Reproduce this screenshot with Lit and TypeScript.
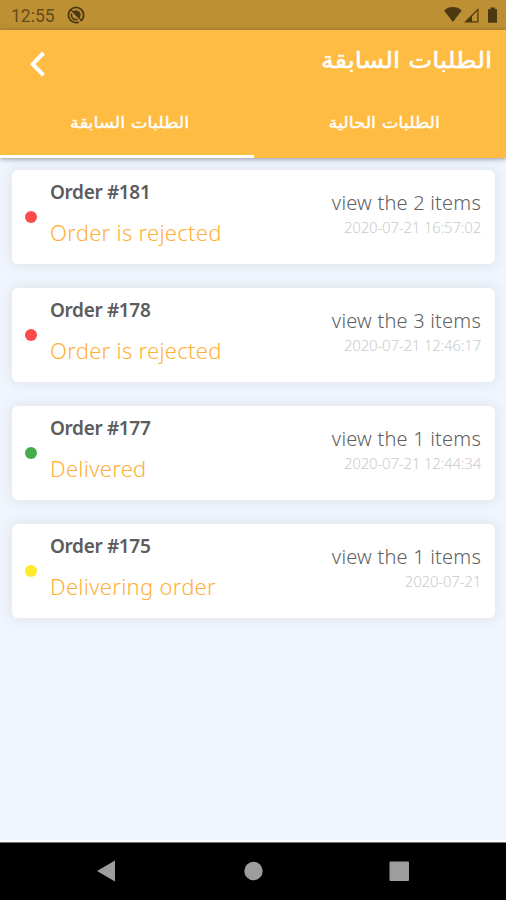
import { LitElement, html, css, svg } from "lit";
import { customElement, property } from "lit/decorators.js";

interface Order {
  id: number;
  status: string;
  tone: "rejected" | "delivered" | "delivering";
  items: number;
  date: string;
}

const orders: Order[] = [
  { id: 181, status: "Order is rejected", tone: "rejected", items: 2, date: "2020-07-21 16:57:02" },
  { id: 178, status: "Order is rejected", tone: "rejected", items: 3, date: "2020-07-21 12:46:17" },
  { id: 177, status: "Delivered", tone: "delivered", items: 1, date: "2020-07-21 12:44:34" },
  { id: 175, status: "Delivering order", tone: "delivering", items: 1, date: "2020-07-21" },
];

@customElement("order-card")
export class OrderCard extends LitElement {
  @property({ attribute: false }) order!: Order;

  static styles = css`
    :host {
      display: flex;
      box-sizing: border-box;
      height: 94px;
      padding: 0 14px 0 13px;
      background: #fff;
      border-radius: 6px;
      box-shadow: 0 0 12px 3px rgba(150, 160, 150, 0.16);
      font-family: "Noto Sans", "Open Sans", sans-serif;
      white-space: nowrap;
    }
    .dot {
      width: 12px;
      height: 12px;
      margin: 41px 13px 0 0;
      border-radius: 50%;
    }
    .rejected { background: #fc4b4b; }
    .delivered { background: #46ac4b; }
    .delivering { background: #ffea2e; }
    .main { flex: 1; }
    .title {
      margin-top: 8px;
      font-size: 19px;
      line-height: 28px;
      font-weight: 600;
      letter-spacing: -0.35px;
      color: #5c5c5e;
    }
    .status {
      margin-top: 10px;
      font-size: 22px;
      line-height: 32px;
      font-weight: 300;
      letter-spacing: 0.28px;
      color: #ffaf38;
    }
    .side { text-align: right; }
    .items {
      margin-top: 19px;
      font-size: 20px;
      line-height: 28px;
      font-weight: 300;
      letter-spacing: 0.2px;
      color: #606060;
    }
    .date {
      font-size: 15px;
      line-height: 20px;
      font-weight: 300;
      letter-spacing: -0.2px;
      color: #cbcbcb;
    }
  `;

  render() {
    const o = this.order;
    return html`
      <div class="dot ${o.tone}"></div>
      <div class="main">
        <div class="title">Order #${o.id}</div>
        <div class="status">${o.status}</div>
      </div>
      <div class="side">
        <div class="items">view the ${o.items} items</div>
        <div class="date">${o.date}</div>
      </div>
    `;
  }
}

const syncIcon = svg`
  <circle cx="9" cy="9" r="7.6" fill="none" stroke="currentColor" stroke-width="1.8" stroke-dasharray="7 2 38.8"/>
  <path d="M5.6 5.6A4.8 4.8 0 0 1 13.4 10.6L12.4 12.4Z" fill="currentColor"/>
  <path d="M4.6 7.6A4.6 4.6 0 0 0 10.6 13.3" fill="none" stroke="currentColor" stroke-width="1.6"/>
  <path d="M4 4 14.5 14.5" stroke="currentColor" stroke-width="1.2"/>`;

@customElement("app-root")
export class AppRoot extends LitElement {
  static styles = css`
    :host {
      display: flex;
      flex-direction: column;
      width: 506px;
      height: 900px;
      overflow: hidden;
      background: #f1f6fe;
    }
    svg { display: block; }
    .statusbar {
      display: flex;
      align-items: center;
      box-sizing: border-box;
      height: 30px;
      padding: 0 8px 0 11px;
      background: #be9034;
      color: #4d3911;
    }
    .clock {
      width: 44px;
      font: 400 17.5px/30px Roboto, sans-serif;
      padding-top: 2px;
      color: #654b1a;
    }
    .sync { margin-left: 12px; }
    .signals { margin-left: auto; }
    .header {
      position: relative;
      height: 128px;
      background: #ffbc42;
      color: #fff;
      box-shadow: 0 1px 5px rgba(60, 60, 80, 0.55);
      font-family: "DejaVu Sans", sans-serif;
      -webkit-text-stroke: 0.5px #fff;
      white-space: nowrap;
    }
    .bar {
      display: flex;
      justify-content: space-between;
      height: 60px;
      padding: 0 14px 0 28px;
    }
    .back { margin-top: 20px; }
    .heading {
      font-size: 23px;
      font-weight: 400;
      line-height: 61px;
      margin: 0;
      transform: scaleX(1.11);
      transform-origin: right;
    }
    .tabs { display: flex; height: 68px; }
    .tab {
      width: 252px;
      box-sizing: border-box;
      padding-top: 18px;
      text-align: center;
      font-size: 16px;
      line-height: 30px;
      border-bottom: 3px solid transparent;
      -webkit-text-stroke-width: 0.35px;
    }
    .label {
      display: inline-block;
      transform: scaleX(1.11);
    }
    .past { width: 254px; padding-left: 6px; }
    .current { padding-left: 8px; }
    .active { border-bottom-color: #fff; }
    .list {
      flex: 1;
      display: flex;
      flex-direction: column;
      gap: 24px;
      padding: 12px 11px 0 12px;
    }
    .nav {
      height: 58px;
      box-sizing: border-box;
      background: #000;
      border-top: 1px solid #777;
      box-shadow: 0 -2px 0 #fafcff;
    }
  `;

  render() {
    return html`
      <div class="statusbar">
        <div class="clock">12:55</div>
        <svg class="sync" width="18" height="18" viewBox="0 0 18 18">${syncIcon}</svg>
        <svg class="signals" width="54" height="18" viewBox="0 0 54 18" fill="currentColor">
          <path d="M0 4.5C5-.1 12.8-.1 17.8 4.5L8.9 16Z" />
          <path fill-rule="evenodd" d="M20 16.5 34.5 2V16.5ZM28 15.2H33.3V5L28 10.3Z" />
          <path d="M44 3.2H46.5V1.5H51V3.2H53V16.7H44Z" />
        </svg>
      </div>
      <header class="header">
        <div class="bar">
          <svg class="back" width="20" height="28" viewBox="0 0 20 28">
            <path d="M15.5 3 4.7 14.2 15.5 25.2" fill="none" stroke="#fff" stroke-width="4" />
          </svg>
          <h1 class="heading" dir="rtl" lang="ar">الطلبات السابقة</h1>
        </div>
        <div class="tabs">
          <div class="tab past active"><span class="label" dir="rtl" lang="ar">الطلبات السابقة</span></div>
          <div class="tab current"><span class="label" dir="rtl" lang="ar">الطلبات الحالية</span></div>
        </div>
      </header>
      <main class="list">${orders.map((o) => html`<order-card .order=${o}></order-card>`)}</main>
      <nav class="nav">
        <svg width="506" height="57" viewBox="0 0 506 57" fill="#9d9d9d">
          <path d="M97 28 115 17.5V38.5Z" />
          <circle cx="253.5" cy="28" r="9.2" />
          <rect x="389.5" y="18.5" width="19.5" height="19.5" rx="1" />
        </svg>
      </nav>
    `;
  }
}
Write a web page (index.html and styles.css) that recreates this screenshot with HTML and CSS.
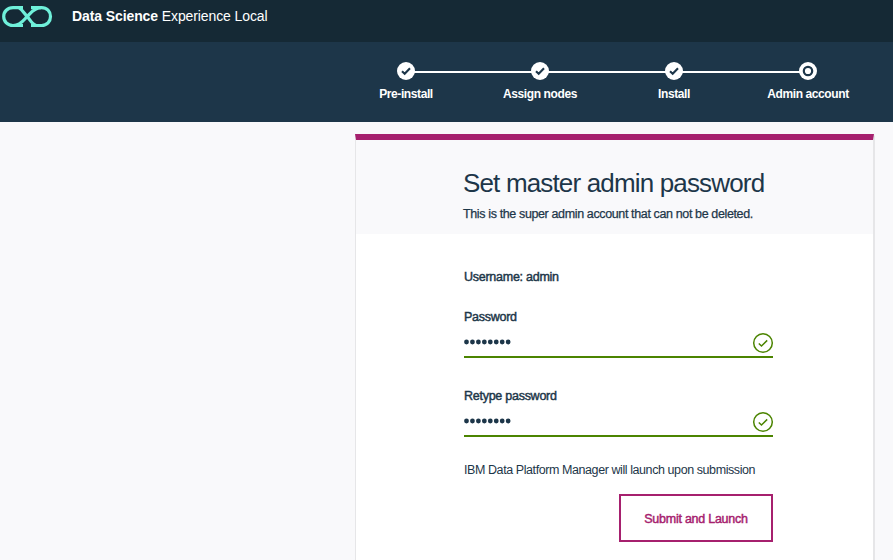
FILE: index.html
```html
<!DOCTYPE html>
<html lang="en">
<head>
<meta charset="utf-8">
<title>Data Science Experience Local</title>
<link rel="stylesheet" href="styles.css">
</head>
<body>
<header class="topbar">
  <svg class="logo" width="56" height="32" viewBox="0 0 56 32" fill="none" stroke="#6ff0da" stroke-width="3.2">
    <path d="M23 7.700H13C7.500 7.700 3.700 11.500 3.700 16.500S7.500 25.500 13 25.500C21 25.500 24 19.500 27.200 16.500C31 13 34 7.700 41.500 7.700C47 7.700 50.500 11.500 50.500 16.500S47 25.500 41.500 25.500H31"/>
    <path d="M19 8C22 9 24.500 14 27.200 16.500C30 19.500 32 24.500 36 25.300"/>
    <path d="M31 7.700H41M13 25.500H23"/>
  </svg>
  <div class="brand"><b>Data Science</b> <span>Experience Local</span></div>
</header>
<nav class="progress">
  <ol class="steps">
    <li class="step"><svg class="mark" viewBox="0 0 18 18"><circle cx="9" cy="9" r="9"/><path d="M5 9.200l2.700 2.600L13 6.300"/></svg><span class="step-label">Pre-install</span></li>
    <li class="step"><svg class="mark" viewBox="0 0 18 18"><circle cx="9" cy="9" r="9"/><path d="M5 9.200l2.700 2.600L13 6.300"/></svg><span class="step-label">Assign nodes</span></li>
    <li class="step"><svg class="mark" viewBox="0 0 18 18"><circle cx="9" cy="9" r="9"/><path d="M5 9.200l2.700 2.600L13 6.300"/></svg><span class="step-label">Install</span></li>
    <li class="step"><svg class="mark" viewBox="0 0 18 18"><circle cx="9" cy="9" r="9"/><circle class="ring" cx="9" cy="9" r="4.200"/></svg><span class="step-label">Admin account</span></li>
  </ol>
</nav>
<main class="card">
  <div class="card-head">
    <h1>Set master admin password</h1>
    <p>This is the super admin account that can not be deleted.</p>
  </div>
  <form class="card-body">
    <div class="username">Username: admin</div>
    <div class="field">
      <label>Password</label>
      <div class="entry">
        <svg class="dots" width="48" height="6"><path d="M2.500 3h44"/></svg>
        <svg class="valid" width="22" height="22" viewBox="0 0 22 22"><circle cx="11" cy="11" r="9.300"/><path d="M6.800 11.500l2.700 2.500 5.700-5.600"/></svg>
      </div>
    </div>
    <div class="field">
      <label>Retype password</label>
      <div class="entry">
        <svg class="dots" width="48" height="6"><path d="M2.500 3h44"/></svg>
        <svg class="valid" width="22" height="22" viewBox="0 0 22 22"><circle cx="11" cy="11" r="9.300"/><path d="M6.800 11.500l2.700 2.500 5.700-5.600"/></svg>
      </div>
    </div>
    <p class="note">IBM Data Platform Manager will launch upon submission</p>
    <button class="submit" type="button">Submit and Launch</button>
  </form>
</main>
</body>
</html>
```
FILE: styles.css
```css
* { box-sizing: border-box; }
body {
  margin: 0;
  height: 560px;
  overflow: hidden;
  background: #f9f9fb;
  color: #1d3649;
  font: 12.5px/16px "Liberation Sans", Arial, sans-serif;
}
.topbar {
  display: flex;
  height: 42px;
  background: #152935;
  color: #fff;
}
.logo { flex: none; }
.brand {
  margin: 7px 0 0 16px;
  font-size: 14px;
  line-height: 18px;
  letter-spacing: -0.1px;
  white-space: nowrap;
}
.progress {
  height: 80px;
  background: #1d3649;
  padding: 20px 0 0 339px;
}
.steps {
  display: flex;
  margin: 0;
  padding: 0;
  list-style: none;
}
.step {
  position: relative;
  flex: none;
  width: 134px;
  display: flex;
  flex-direction: column;
  align-items: center;
  color: #fff;
}
.step:not(:last-child)::after {
  content: "";
  position: absolute;
  left: 75px;
  top: 9px;
  width: 118px;
  height: 2px;
  background: #fff;
}
.mark { display: block; width: 18px; height: 18px; fill: #fff; }
.mark path { fill: none; stroke: #1d3649; stroke-width: 2.1; }
.mark .ring { stroke: #1d3649; stroke-width: 2.2; }
.step-label {
  margin-top: 6px;
  font-size: 12px;
  font-weight: 700;
  letter-spacing: -0.4px;
  white-space: nowrap;
}
.card {
  width: 519px;
  height: 440px;
  margin: 12px 0 0 355px;
  border: 1px solid #e6e6e8;
  border-top: 6px solid #a6206e;
  border-bottom: 0;
  box-shadow: 0 0 1px 0.5px #e6e6e8;
  background: #fff;
}
.card-head {
  height: 94px;
  padding: 27px 0 0 107px;
  background: #f9f9fb;
  white-space: nowrap;
}
h1 {
  margin: 0;
  font-size: 26px;
  line-height: 32px;
  font-weight: 400;
  letter-spacing: -0.84px;
}
.card-head p {
  margin: 7px 0 0;
  letter-spacing: -0.37px;
  -webkit-text-stroke: 0.25px;
}
.card-body {
  width: 417px;
  padding: 35px 0 0 108px;
  display: flex;
  flex-direction: column;
}
.username, label {
  -webkit-text-stroke: 0.45px;
  letter-spacing: -0.26px;
}
.username { margin-bottom: 24px; }
.field { height: 79px; }
.field label { display: block; }
.entry {
  height: 33px;
  display: flex;
  justify-content: space-between;
  border-bottom: 2px solid #4b8400;
}
.dots { margin-top: 14px; }
.dots path {
  stroke: #1d3649;
  stroke-width: 4.8;
  stroke-linecap: round;
  stroke-dasharray: 0 5.95;
}
.valid { margin: 7px -1px 0 0; fill: none; stroke: #4b8400; stroke-width: 1.5; }
.note {
  margin: -5px 0 0;
  white-space: nowrap;
  letter-spacing: -0.42px;
}
.submit {
  align-self: flex-end;
  width: 154px;
  height: 48px;
  margin-top: 16px;
  padding: 1px 0 0;
  border: 2px solid #a6206e;
  background: #fff;
  color: #a6206e;
  font: inherit;
  letter-spacing: -0.25px;
  -webkit-text-stroke: 0.45px;
}
```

++++

- [Short exercise]:
Tally the lines above containing "index". Answer with the count only.

- [Response]:
2